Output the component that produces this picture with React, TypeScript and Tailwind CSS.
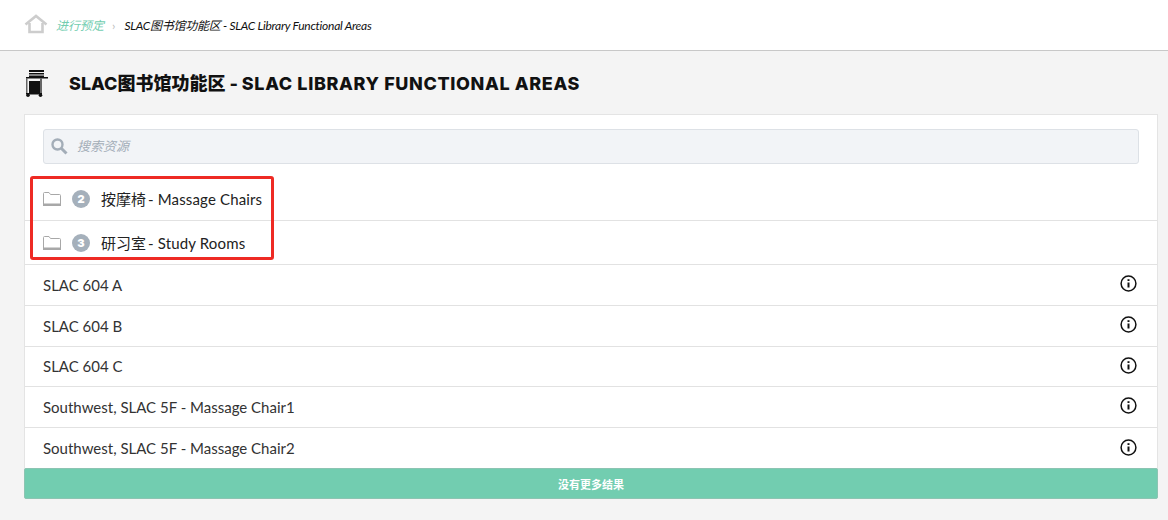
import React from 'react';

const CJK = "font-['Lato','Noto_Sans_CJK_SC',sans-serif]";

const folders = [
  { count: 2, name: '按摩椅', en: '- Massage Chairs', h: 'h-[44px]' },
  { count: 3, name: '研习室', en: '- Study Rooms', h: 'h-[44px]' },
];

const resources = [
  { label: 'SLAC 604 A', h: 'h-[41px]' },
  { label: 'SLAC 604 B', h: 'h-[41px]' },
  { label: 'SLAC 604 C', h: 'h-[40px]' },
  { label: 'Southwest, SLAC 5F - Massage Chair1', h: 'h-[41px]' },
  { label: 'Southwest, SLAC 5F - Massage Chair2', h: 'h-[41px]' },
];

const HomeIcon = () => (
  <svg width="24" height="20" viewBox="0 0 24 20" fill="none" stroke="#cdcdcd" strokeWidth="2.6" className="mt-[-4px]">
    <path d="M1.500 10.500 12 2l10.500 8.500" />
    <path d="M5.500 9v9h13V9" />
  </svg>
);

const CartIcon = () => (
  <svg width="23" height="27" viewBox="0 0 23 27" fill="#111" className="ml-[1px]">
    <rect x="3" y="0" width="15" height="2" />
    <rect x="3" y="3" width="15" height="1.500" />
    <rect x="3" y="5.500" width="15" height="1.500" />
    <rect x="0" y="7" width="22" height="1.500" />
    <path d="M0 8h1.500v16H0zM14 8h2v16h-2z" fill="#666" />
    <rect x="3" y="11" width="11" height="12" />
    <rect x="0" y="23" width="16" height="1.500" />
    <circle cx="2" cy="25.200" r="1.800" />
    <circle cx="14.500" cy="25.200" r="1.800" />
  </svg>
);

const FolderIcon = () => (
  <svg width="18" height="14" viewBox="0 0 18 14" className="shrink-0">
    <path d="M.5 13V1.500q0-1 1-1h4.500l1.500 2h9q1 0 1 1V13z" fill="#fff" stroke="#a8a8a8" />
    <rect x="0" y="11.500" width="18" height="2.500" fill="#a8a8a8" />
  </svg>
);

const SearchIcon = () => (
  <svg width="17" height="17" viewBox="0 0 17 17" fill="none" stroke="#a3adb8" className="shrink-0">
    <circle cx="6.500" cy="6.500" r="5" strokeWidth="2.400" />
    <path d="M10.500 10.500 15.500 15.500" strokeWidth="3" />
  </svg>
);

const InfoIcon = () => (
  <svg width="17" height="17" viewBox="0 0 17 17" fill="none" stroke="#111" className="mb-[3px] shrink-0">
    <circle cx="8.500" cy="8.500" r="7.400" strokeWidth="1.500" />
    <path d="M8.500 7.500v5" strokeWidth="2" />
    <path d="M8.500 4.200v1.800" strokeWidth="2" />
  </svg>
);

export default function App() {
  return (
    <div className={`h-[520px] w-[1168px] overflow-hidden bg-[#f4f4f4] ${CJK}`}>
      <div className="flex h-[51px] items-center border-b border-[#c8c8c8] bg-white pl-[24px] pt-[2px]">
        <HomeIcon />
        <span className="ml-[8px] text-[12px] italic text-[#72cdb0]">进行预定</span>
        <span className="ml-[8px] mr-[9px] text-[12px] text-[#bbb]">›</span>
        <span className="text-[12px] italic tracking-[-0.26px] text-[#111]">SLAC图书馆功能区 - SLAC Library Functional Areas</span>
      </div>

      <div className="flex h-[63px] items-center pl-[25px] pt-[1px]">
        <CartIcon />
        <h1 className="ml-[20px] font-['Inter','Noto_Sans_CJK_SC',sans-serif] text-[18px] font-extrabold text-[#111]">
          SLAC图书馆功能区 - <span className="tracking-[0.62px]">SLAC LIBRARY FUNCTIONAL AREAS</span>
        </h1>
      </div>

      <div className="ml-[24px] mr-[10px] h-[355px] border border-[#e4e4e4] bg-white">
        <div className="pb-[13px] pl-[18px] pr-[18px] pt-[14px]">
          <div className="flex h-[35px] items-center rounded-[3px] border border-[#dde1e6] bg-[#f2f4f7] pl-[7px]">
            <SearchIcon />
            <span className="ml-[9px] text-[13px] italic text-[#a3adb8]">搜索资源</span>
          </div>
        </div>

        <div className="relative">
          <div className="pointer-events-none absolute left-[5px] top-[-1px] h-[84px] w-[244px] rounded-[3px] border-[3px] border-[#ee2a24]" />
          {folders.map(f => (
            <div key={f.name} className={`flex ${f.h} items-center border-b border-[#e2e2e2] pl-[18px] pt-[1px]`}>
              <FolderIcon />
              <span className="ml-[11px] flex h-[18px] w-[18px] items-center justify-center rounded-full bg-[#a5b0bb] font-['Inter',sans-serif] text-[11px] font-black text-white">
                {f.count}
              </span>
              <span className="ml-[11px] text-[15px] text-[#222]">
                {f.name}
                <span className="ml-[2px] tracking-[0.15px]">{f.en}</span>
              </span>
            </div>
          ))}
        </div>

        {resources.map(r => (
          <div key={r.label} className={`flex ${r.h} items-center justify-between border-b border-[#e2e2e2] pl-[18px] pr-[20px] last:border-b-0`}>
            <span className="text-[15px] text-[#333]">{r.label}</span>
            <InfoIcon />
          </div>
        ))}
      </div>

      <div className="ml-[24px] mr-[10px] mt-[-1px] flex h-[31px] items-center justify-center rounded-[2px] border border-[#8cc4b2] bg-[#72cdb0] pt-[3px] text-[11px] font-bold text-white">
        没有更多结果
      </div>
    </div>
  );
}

# [Aim]
Take the listing above and print it exactly, apart from the pictures.

# [Full answer]
Output the component that produces this picture with React, TypeScript and Tailwind CSS.
import React from 'react';

const CJK = "font-['Lato','Noto_Sans_CJK_SC',sans-serif]";

const folders = [
  { count: 2, name: '按摩椅', en: '- Massage Chairs', h: 'h-[44px]' },
  { count: 3, name: '研习室', en: '- Study Rooms', h: 'h-[44px]' },
];

const resources = [
  { label: 'SLAC 604 A', h: 'h-[41px]' },
  { label: 'SLAC 604 B', h: 'h-[41px]' },
  { label: 'SLAC 604 C', h: 'h-[40px]' },
  { label: 'Southwest, SLAC 5F - Massage Chair1', h: 'h-[41px]' },
  { label: 'Southwest, SLAC 5F - Massage Chair2', h: 'h-[41px]' },
];

const HomeIcon = () => (
  <svg width="24" height="20" viewBox="0 0 24 20" fill="none" stroke="#cdcdcd" strokeWidth="2.6" className="mt-[-4px]">
    <path d="M1.500 10.500 12 2l10.500 8.500" />
    <path d="M5.500 9v9h13V9" />
  </svg>
);

const CartIcon = () => (
  <svg width="23" height="27" viewBox="0 0 23 27" fill="#111" className="ml-[1px]">
    <rect x="3" y="0" width="15" height="2" />
    <rect x="3" y="3" width="15" height="1.500" />
    <rect x="3" y="5.500" width="15" height="1.500" />
    <rect x="0" y="7" width="22" height="1.500" />
    <path d="M0 8h1.500v16H0zM14 8h2v16h-2z" fill="#666" />
    <rect x="3" y="11" width="11" height="12" />
    <rect x="0" y="23" width="16" height="1.500" />
    <circle cx="2" cy="25.200" r="1.800" />
    <circle cx="14.500" cy="25.200" r="1.800" />
  </svg>
);

const FolderIcon = () => (
  <svg width="18" height="14" viewBox="0 0 18 14" className="shrink-0">
    <path d="M.5 13V1.500q0-1 1-1h4.500l1.500 2h9q1 0 1 1V13z" fill="#fff" stroke="#a8a8a8" />
    <rect x="0" y="11.500" width="18" height="2.500" fill="#a8a8a8" />
  </svg>
);

const SearchIcon = () => (
  <svg width="17" height="17" viewBox="0 0 17 17" fill="none" stroke="#a3adb8" className="shrink-0">
    <circle cx="6.500" cy="6.500" r="5" strokeWidth="2.400" />
    <path d="M10.500 10.500 15.500 15.500" strokeWidth="3" />
  </svg>
);

const InfoIcon = () => (
  <svg width="17" height="17" viewBox="0 0 17 17" fill="none" stroke="#111" className="mb-[3px] shrink-0">
    <circle cx="8.500" cy="8.500" r="7.400" strokeWidth="1.500" />
    <path d="M8.500 7.500v5" strokeWidth="2" />
    <path d="M8.500 4.200v1.800" strokeWidth="2" />
  </svg>
);

export default function App() {
  return (
    <div className={`h-[520px] w-[1168px] overflow-hidden bg-[#f4f4f4] ${CJK}`}>
      <div className="flex h-[51px] items-center border-b border-[#c8c8c8] bg-white pl-[24px] pt-[2px]">
        <HomeIcon />
        <span className="ml-[8px] text-[12px] italic text-[#72cdb0]">进行预定</span>
        <span className="ml-[8px] mr-[9px] text-[12px] text-[#bbb]">›</span>
        <span className="text-[12px] italic tracking-[-0.26px] text-[#111]">SLAC图书馆功能区 - SLAC Library Functional Areas</span>
      </div>

      <div className="flex h-[63px] items-center pl-[25px] pt-[1px]">
        <CartIcon />
        <h1 className="ml-[20px] font-['Inter','Noto_Sans_CJK_SC',sans-serif] text-[18px] font-extrabold text-[#111]">
          SLAC图书馆功能区 - <span className="tracking-[0.62px]">SLAC LIBRARY FUNCTIONAL AREAS</span>
        </h1>
      </div>

      <div className="ml-[24px] mr-[10px] h-[355px] border border-[#e4e4e4] bg-white">
        <div className="pb-[13px] pl-[18px] pr-[18px] pt-[14px]">
          <div className="flex h-[35px] items-center rounded-[3px] border border-[#dde1e6] bg-[#f2f4f7] pl-[7px]">
            <SearchIcon />
            <span className="ml-[9px] text-[13px] italic text-[#a3adb8]">搜索资源</span>
          </div>
        </div>

        <div className="relative">
          <div className="pointer-events-none absolute left-[5px] top-[-1px] h-[84px] w-[244px] rounded-[3px] border-[3px] border-[#ee2a24]" />
          {folders.map(f => (
            <div key={f.name} className={`flex ${f.h} items-center border-b border-[#e2e2e2] pl-[18px] pt-[1px]`}>
              <FolderIcon />
              <span className="ml-[11px] flex h-[18px] w-[18px] items-center justify-center rounded-full bg-[#a5b0bb] font-['Inter',sans-serif] text-[11px] font-black text-white">
                {f.count}
              </span>
              <span className="ml-[11px] text-[15px] text-[#222]">
                {f.name}
                <span className="ml-[2px] tracking-[0.15px]">{f.en}</span>
              </span>
            </div>
          ))}
        </div>

        {resources.map(r => (
          <div key={r.label} className={`flex ${r.h} items-center justify-between border-b border-[#e2e2e2] pl-[18px] pr-[20px] last:border-b-0`}>
            <span className="text-[15px] text-[#333]">{r.label}</span>
            <InfoIcon />
          </div>
        ))}
      </div>

      <div className="ml-[24px] mr-[10px] mt-[-1px] flex h-[31px] items-center justify-center rounded-[2px] border border-[#8cc4b2] bg-[#72cdb0] pt-[3px] text-[11px] font-bold text-white">
        没有更多结果
      </div>
    </div>
  );
}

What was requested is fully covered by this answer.